*Written task*.
Repeat every line below exactly, word for word.

*Data*.

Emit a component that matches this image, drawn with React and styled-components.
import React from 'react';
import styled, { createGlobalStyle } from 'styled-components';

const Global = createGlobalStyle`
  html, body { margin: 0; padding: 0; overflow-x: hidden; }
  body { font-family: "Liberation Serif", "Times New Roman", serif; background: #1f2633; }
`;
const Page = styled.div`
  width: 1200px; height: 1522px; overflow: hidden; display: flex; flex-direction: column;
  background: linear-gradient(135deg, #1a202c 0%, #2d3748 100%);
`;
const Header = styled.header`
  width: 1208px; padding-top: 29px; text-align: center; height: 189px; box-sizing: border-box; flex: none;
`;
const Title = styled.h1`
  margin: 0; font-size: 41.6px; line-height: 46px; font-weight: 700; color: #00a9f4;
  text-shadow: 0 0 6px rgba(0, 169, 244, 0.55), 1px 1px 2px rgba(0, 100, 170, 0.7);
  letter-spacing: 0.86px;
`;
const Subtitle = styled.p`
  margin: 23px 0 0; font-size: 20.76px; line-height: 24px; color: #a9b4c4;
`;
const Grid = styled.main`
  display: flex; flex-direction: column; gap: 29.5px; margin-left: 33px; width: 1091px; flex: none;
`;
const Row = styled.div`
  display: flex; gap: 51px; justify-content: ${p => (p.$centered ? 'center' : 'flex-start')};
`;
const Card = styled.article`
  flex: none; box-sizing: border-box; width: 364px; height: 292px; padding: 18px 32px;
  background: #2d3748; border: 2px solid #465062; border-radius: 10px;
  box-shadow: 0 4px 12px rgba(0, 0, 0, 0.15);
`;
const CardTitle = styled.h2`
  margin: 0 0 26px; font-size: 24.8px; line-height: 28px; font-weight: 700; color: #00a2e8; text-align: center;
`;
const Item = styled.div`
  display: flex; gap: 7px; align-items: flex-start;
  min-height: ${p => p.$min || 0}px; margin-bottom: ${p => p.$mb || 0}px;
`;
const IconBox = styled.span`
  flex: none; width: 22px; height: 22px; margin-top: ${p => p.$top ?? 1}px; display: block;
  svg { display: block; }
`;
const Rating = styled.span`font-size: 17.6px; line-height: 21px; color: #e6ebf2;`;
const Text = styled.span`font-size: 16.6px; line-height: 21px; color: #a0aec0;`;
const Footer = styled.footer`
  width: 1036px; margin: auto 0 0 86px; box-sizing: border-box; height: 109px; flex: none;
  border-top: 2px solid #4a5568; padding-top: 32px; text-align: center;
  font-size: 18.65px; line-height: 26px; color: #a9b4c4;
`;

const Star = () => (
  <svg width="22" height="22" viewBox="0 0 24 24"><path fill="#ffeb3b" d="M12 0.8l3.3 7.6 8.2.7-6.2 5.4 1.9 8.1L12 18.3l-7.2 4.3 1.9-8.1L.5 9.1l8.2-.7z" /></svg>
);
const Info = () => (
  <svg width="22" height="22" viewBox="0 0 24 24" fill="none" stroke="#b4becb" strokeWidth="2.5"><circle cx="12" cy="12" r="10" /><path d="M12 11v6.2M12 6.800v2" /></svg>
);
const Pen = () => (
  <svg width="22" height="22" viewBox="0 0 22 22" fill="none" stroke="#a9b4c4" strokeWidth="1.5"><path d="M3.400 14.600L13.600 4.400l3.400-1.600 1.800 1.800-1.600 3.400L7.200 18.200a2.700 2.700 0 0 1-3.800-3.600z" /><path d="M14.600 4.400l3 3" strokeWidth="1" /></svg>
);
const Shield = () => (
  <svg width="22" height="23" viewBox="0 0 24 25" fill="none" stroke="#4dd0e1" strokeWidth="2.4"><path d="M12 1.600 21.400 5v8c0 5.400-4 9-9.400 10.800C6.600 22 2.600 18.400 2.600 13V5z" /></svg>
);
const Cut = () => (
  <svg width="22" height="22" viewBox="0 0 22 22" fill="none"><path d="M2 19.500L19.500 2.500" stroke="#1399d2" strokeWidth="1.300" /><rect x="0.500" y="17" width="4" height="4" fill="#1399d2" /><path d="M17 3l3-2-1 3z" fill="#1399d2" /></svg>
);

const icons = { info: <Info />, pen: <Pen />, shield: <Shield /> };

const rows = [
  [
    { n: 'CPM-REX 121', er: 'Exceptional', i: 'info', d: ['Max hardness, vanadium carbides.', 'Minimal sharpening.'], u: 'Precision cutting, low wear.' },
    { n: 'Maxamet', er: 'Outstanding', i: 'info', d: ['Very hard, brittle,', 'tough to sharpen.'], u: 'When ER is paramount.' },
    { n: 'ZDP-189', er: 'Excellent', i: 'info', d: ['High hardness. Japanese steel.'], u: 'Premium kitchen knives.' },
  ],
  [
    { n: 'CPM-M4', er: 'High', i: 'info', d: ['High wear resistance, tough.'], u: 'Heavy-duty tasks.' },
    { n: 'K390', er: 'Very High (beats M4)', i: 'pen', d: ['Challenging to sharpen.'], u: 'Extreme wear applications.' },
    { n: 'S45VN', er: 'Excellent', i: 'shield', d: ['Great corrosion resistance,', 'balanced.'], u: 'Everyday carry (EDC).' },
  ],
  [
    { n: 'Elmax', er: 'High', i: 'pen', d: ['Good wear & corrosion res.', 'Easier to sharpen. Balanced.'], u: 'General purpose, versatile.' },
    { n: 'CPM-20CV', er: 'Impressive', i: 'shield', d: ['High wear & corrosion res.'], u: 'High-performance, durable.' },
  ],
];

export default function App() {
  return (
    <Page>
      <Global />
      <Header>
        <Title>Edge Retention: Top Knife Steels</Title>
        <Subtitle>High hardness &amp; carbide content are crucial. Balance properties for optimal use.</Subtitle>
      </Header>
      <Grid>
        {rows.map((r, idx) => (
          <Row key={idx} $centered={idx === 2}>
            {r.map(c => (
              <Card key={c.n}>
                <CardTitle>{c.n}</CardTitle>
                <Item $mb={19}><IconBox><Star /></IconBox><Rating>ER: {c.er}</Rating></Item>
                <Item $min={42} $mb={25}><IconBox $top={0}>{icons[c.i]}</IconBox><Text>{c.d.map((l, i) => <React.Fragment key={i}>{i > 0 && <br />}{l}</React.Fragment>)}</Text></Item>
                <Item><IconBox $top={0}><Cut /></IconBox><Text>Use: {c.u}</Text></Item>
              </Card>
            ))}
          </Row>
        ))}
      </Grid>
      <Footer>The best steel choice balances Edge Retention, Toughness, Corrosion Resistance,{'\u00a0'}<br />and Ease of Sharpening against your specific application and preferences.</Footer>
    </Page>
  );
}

*Answer to the task*.
Emit a component that matches this image, drawn with React and styled-components.
import React from 'react';
import styled, { createGlobalStyle } from 'styled-components';

const Global = createGlobalStyle`
  html, body { margin: 0; padding: 0; overflow-x: hidden; }
  body { font-family: "Liberation Serif", "Times New Roman", serif; background: #1f2633; }
`;
const Page = styled.div`
  width: 1200px; height: 1522px; overflow: hidden; display: flex; flex-direction: column;
  background: linear-gradient(135deg, #1a202c 0%, #2d3748 100%);
`;
const Header = styled.header`
  width: 1208px; padding-top: 29px; text-align: center; height: 189px; box-sizing: border-box; flex: none;
`;
const Title = styled.h1`
  margin: 0; font-size: 41.6px; line-height: 46px; font-weight: 700; color: #00a9f4;
  text-shadow: 0 0 6px rgba(0, 169, 244, 0.55), 1px 1px 2px rgba(0, 100, 170, 0.7);
  letter-spacing: 0.86px;
`;
const Subtitle = styled.p`
  margin: 23px 0 0; font-size: 20.76px; line-height: 24px; color: #a9b4c4;
`;
const Grid = styled.main`
  display: flex; flex-direction: column; gap: 29.5px; margin-left: 33px; width: 1091px; flex: none;
`;
const Row = styled.div`
  display: flex; gap: 51px; justify-content: ${p => (p.$centered ? 'center' : 'flex-start')};
`;
const Card = styled.article`
  flex: none; box-sizing: border-box; width: 364px; height: 292px; padding: 18px 32px;
  background: #2d3748; border: 2px solid #465062; border-radius: 10px;
  box-shadow: 0 4px 12px rgba(0, 0, 0, 0.15);
`;
const CardTitle = styled.h2`
  margin: 0 0 26px; font-size: 24.8px; line-height: 28px; font-weight: 700; color: #00a2e8; text-align: center;
`;
const Item = styled.div`
  display: flex; gap: 7px; align-items: flex-start;
  min-height: ${p => p.$min || 0}px; margin-bottom: ${p => p.$mb || 0}px;
`;
const IconBox = styled.span`
  flex: none; width: 22px; height: 22px; margin-top: ${p => p.$top ?? 1}px; display: block;
  svg { display: block; }
`;
const Rating = styled.span`font-size: 17.6px; line-height: 21px; color: #e6ebf2;`;
const Text = styled.span`font-size: 16.6px; line-height: 21px; color: #a0aec0;`;
const Footer = styled.footer`
  width: 1036px; margin: auto 0 0 86px; box-sizing: border-box; height: 109px; flex: none;
  border-top: 2px solid #4a5568; padding-top: 32px; text-align: center;
  font-size: 18.65px; line-height: 26px; color: #a9b4c4;
`;

const Star = () => (
  <svg width="22" height="22" viewBox="0 0 24 24"><path fill="#ffeb3b" d="M12 0.8l3.3 7.6 8.2.7-6.2 5.4 1.9 8.1L12 18.3l-7.2 4.3 1.9-8.1L.5 9.1l8.2-.7z" /></svg>
);
const Info = () => (
  <svg width="22" height="22" viewBox="0 0 24 24" fill="none" stroke="#b4becb" strokeWidth="2.5"><circle cx="12" cy="12" r="10" /><path d="M12 11v6.2M12 6.800v2" /></svg>
);
const Pen = () => (
  <svg width="22" height="22" viewBox="0 0 22 22" fill="none" stroke="#a9b4c4" strokeWidth="1.5"><path d="M3.400 14.600L13.600 4.400l3.400-1.600 1.800 1.800-1.600 3.400L7.200 18.200a2.700 2.700 0 0 1-3.800-3.600z" /><path d="M14.600 4.400l3 3" strokeWidth="1" /></svg>
);
const Shield = () => (
  <svg width="22" height="23" viewBox="0 0 24 25" fill="none" stroke="#4dd0e1" strokeWidth="2.4"><path d="M12 1.600 21.400 5v8c0 5.400-4 9-9.400 10.800C6.600 22 2.600 18.400 2.600 13V5z" /></svg>
);
const Cut = () => (
  <svg width="22" height="22" viewBox="0 0 22 22" fill="none"><path d="M2 19.500L19.500 2.500" stroke="#1399d2" strokeWidth="1.300" /><rect x="0.500" y="17" width="4" height="4" fill="#1399d2" /><path d="M17 3l3-2-1 3z" fill="#1399d2" /></svg>
);

const icons = { info: <Info />, pen: <Pen />, shield: <Shield /> };

const rows = [
  [
    { n: 'CPM-REX 121', er: 'Exceptional', i: 'info', d: ['Max hardness, vanadium carbides.', 'Minimal sharpening.'], u: 'Precision cutting, low wear.' },
    { n: 'Maxamet', er: 'Outstanding', i: 'info', d: ['Very hard, brittle,', 'tough to sharpen.'], u: 'When ER is paramount.' },
    { n: 'ZDP-189', er: 'Excellent', i: 'info', d: ['High hardness. Japanese steel.'], u: 'Premium kitchen knives.' },
  ],
  [
    { n: 'CPM-M4', er: 'High', i: 'info', d: ['High wear resistance, tough.'], u: 'Heavy-duty tasks.' },
    { n: 'K390', er: 'Very High (beats M4)', i: 'pen', d: ['Challenging to sharpen.'], u: 'Extreme wear applications.' },
    { n: 'S45VN', er: 'Excellent', i: 'shield', d: ['Great corrosion resistance,', 'balanced.'], u: 'Everyday carry (EDC).' },
  ],
  [
    { n: 'Elmax', er: 'High', i: 'pen', d: ['Good wear & corrosion res.', 'Easier to sharpen. Balanced.'], u: 'General purpose, versatile.' },
    { n: 'CPM-20CV', er: 'Impressive', i: 'shield', d: ['High wear & corrosion res.'], u: 'High-performance, durable.' },
  ],
];

export default function App() {
  return (
    <Page>
      <Global />
      <Header>
        <Title>Edge Retention: Top Knife Steels</Title>
        <Subtitle>High hardness &amp; carbide content are crucial. Balance properties for optimal use.</Subtitle>
      </Header>
      <Grid>
        {rows.map((r, idx) => (
          <Row key={idx} $centered={idx === 2}>
            {r.map(c => (
              <Card key={c.n}>
                <CardTitle>{c.n}</CardTitle>
                <Item $mb={19}><IconBox><Star /></IconBox><Rating>ER: {c.er}</Rating></Item>
                <Item $min={42} $mb={25}><IconBox $top={0}>{icons[c.i]}</IconBox><Text>{c.d.map((l, i) => <React.Fragment key={i}>{i > 0 && <br />}{l}</React.Fragment>)}</Text></Item>
                <Item><IconBox $top={0}><Cut /></IconBox><Text>Use: {c.u}</Text></Item>
              </Card>
            ))}
          </Row>
        ))}
      </Grid>
      <Footer>The best steel choice balances Edge Retention, Toughness, Corrosion Resistance,{'\u00a0'}<br />and Ease of Sharpening against your specific application and preferences.</Footer>
    </Page>
  );
}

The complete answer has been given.